Short task - Set down all of the data that follows word for word, without the images.

Available data -
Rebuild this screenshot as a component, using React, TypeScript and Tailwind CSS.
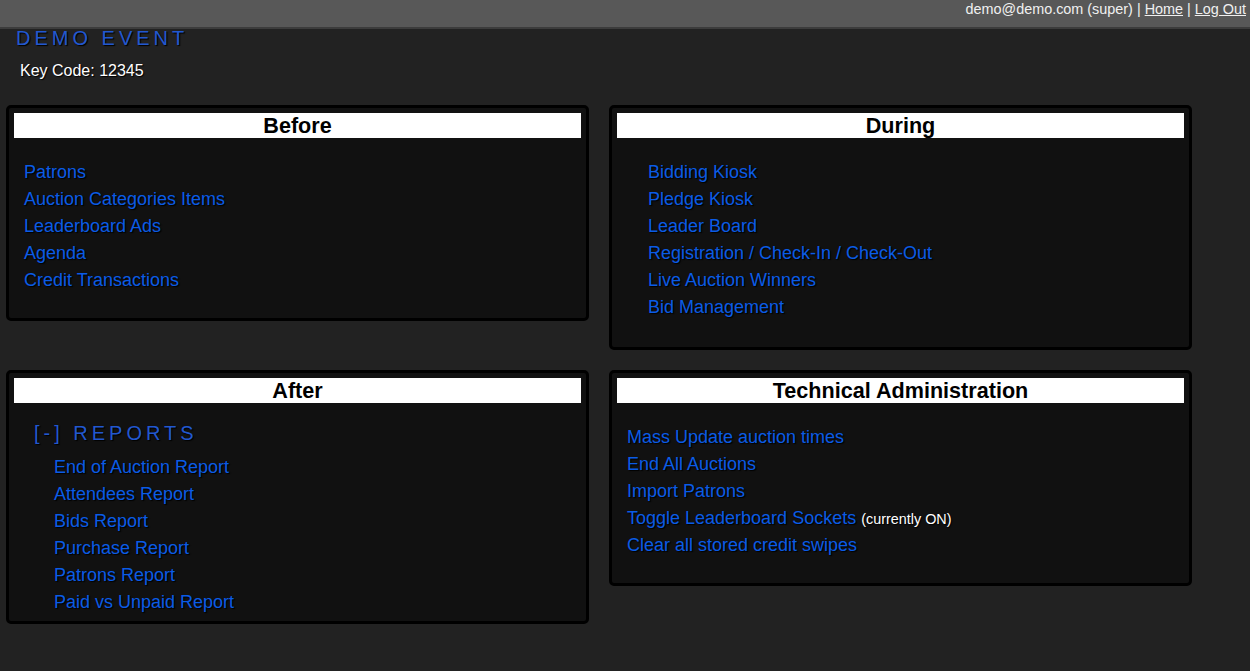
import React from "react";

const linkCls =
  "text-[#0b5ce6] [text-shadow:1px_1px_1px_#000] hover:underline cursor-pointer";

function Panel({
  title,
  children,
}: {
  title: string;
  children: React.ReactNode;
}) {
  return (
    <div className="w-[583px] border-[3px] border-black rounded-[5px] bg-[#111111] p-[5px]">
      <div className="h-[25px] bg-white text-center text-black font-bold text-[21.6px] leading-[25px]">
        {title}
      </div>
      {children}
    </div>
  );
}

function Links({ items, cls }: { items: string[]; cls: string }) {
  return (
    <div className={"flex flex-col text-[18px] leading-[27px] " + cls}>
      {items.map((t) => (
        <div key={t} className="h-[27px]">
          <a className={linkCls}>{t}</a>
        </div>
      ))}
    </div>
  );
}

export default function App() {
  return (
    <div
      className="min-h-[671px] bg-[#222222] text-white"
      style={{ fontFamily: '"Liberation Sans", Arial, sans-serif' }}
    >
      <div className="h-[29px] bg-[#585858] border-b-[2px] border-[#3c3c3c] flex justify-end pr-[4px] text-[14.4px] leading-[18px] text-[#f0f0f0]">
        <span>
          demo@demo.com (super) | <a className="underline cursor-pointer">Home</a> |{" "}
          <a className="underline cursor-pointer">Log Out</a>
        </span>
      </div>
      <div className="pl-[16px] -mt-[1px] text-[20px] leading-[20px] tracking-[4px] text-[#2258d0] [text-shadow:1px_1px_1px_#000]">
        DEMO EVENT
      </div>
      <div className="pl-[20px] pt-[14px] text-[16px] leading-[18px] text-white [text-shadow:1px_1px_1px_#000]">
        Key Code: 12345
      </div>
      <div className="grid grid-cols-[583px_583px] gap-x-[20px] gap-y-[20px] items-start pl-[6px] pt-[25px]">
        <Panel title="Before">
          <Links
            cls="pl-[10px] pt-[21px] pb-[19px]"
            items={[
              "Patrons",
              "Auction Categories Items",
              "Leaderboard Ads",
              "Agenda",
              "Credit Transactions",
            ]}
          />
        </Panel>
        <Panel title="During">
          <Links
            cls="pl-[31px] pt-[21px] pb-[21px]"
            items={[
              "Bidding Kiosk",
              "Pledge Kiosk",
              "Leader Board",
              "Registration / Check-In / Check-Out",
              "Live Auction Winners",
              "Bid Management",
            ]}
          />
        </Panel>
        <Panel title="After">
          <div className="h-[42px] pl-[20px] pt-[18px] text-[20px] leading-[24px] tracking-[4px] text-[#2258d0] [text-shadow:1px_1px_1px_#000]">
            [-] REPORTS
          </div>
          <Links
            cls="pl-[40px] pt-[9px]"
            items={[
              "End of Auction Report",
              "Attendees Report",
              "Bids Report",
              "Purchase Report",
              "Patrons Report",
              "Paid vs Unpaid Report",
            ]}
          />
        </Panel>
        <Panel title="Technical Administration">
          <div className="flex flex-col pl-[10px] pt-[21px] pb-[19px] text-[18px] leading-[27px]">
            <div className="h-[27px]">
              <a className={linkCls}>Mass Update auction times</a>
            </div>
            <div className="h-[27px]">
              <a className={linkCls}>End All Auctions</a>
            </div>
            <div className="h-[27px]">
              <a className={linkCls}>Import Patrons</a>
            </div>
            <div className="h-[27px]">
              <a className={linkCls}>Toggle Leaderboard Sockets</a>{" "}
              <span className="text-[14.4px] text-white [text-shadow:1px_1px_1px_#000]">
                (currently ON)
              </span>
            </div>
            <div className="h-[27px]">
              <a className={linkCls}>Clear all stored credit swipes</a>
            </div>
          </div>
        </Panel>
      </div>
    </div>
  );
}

Response -
Rebuild this screenshot as a component, using React, TypeScript and Tailwind CSS.
import React from "react";

const linkCls =
  "text-[#0b5ce6] [text-shadow:1px_1px_1px_#000] hover:underline cursor-pointer";

function Panel({
  title,
  children,
}: {
  title: string;
  children: React.ReactNode;
}) {
  return (
    <div className="w-[583px] border-[3px] border-black rounded-[5px] bg-[#111111] p-[5px]">
      <div className="h-[25px] bg-white text-center text-black font-bold text-[21.6px] leading-[25px]">
        {title}
      </div>
      {children}
    </div>
  );
}

function Links({ items, cls }: { items: string[]; cls: string }) {
  return (
    <div className={"flex flex-col text-[18px] leading-[27px] " + cls}>
      {items.map((t) => (
        <div key={t} className="h-[27px]">
          <a className={linkCls}>{t}</a>
        </div>
      ))}
    </div>
  );
}

export default function App() {
  return (
    <div
      className="min-h-[671px] bg-[#222222] text-white"
      style={{ fontFamily: '"Liberation Sans", Arial, sans-serif' }}
    >
      <div className="h-[29px] bg-[#585858] border-b-[2px] border-[#3c3c3c] flex justify-end pr-[4px] text-[14.4px] leading-[18px] text-[#f0f0f0]">
        <span>
          demo@demo.com (super) | <a className="underline cursor-pointer">Home</a> |{" "}
          <a className="underline cursor-pointer">Log Out</a>
        </span>
      </div>
      <div className="pl-[16px] -mt-[1px] text-[20px] leading-[20px] tracking-[4px] text-[#2258d0] [text-shadow:1px_1px_1px_#000]">
        DEMO EVENT
      </div>
      <div className="pl-[20px] pt-[14px] text-[16px] leading-[18px] text-white [text-shadow:1px_1px_1px_#000]">
        Key Code: 12345
      </div>
      <div className="grid grid-cols-[583px_583px] gap-x-[20px] gap-y-[20px] items-start pl-[6px] pt-[25px]">
        <Panel title="Before">
          <Links
            cls="pl-[10px] pt-[21px] pb-[19px]"
            items={[
              "Patrons",
              "Auction Categories Items",
              "Leaderboard Ads",
              "Agenda",
              "Credit Transactions",
            ]}
          />
        </Panel>
        <Panel title="During">
          <Links
            cls="pl-[31px] pt-[21px] pb-[21px]"
            items={[
              "Bidding Kiosk",
              "Pledge Kiosk",
              "Leader Board",
              "Registration / Check-In / Check-Out",
              "Live Auction Winners",
              "Bid Management",
            ]}
          />
        </Panel>
        <Panel title="After">
          <div className="h-[42px] pl-[20px] pt-[18px] text-[20px] leading-[24px] tracking-[4px] text-[#2258d0] [text-shadow:1px_1px_1px_#000]">
            [-] REPORTS
          </div>
          <Links
            cls="pl-[40px] pt-[9px]"
            items={[
              "End of Auction Report",
              "Attendees Report",
              "Bids Report",
              "Purchase Report",
              "Patrons Report",
              "Paid vs Unpaid Report",
            ]}
          />
        </Panel>
        <Panel title="Technical Administration">
          <div className="flex flex-col pl-[10px] pt-[21px] pb-[19px] text-[18px] leading-[27px]">
            <div className="h-[27px]">
              <a className={linkCls}>Mass Update auction times</a>
            </div>
            <div className="h-[27px]">
              <a className={linkCls}>End All Auctions</a>
            </div>
            <div className="h-[27px]">
              <a className={linkCls}>Import Patrons</a>
            </div>
            <div className="h-[27px]">
              <a className={linkCls}>Toggle Leaderboard Sockets</a>{" "}
              <span className="text-[14.4px] text-white [text-shadow:1px_1px_1px_#000]">
                (currently ON)
              </span>
            </div>
            <div className="h-[27px]">
              <a className={linkCls}>Clear all stored credit swipes</a>
            </div>
          </div>
        </Panel>
      </div>
    </div>
  );
}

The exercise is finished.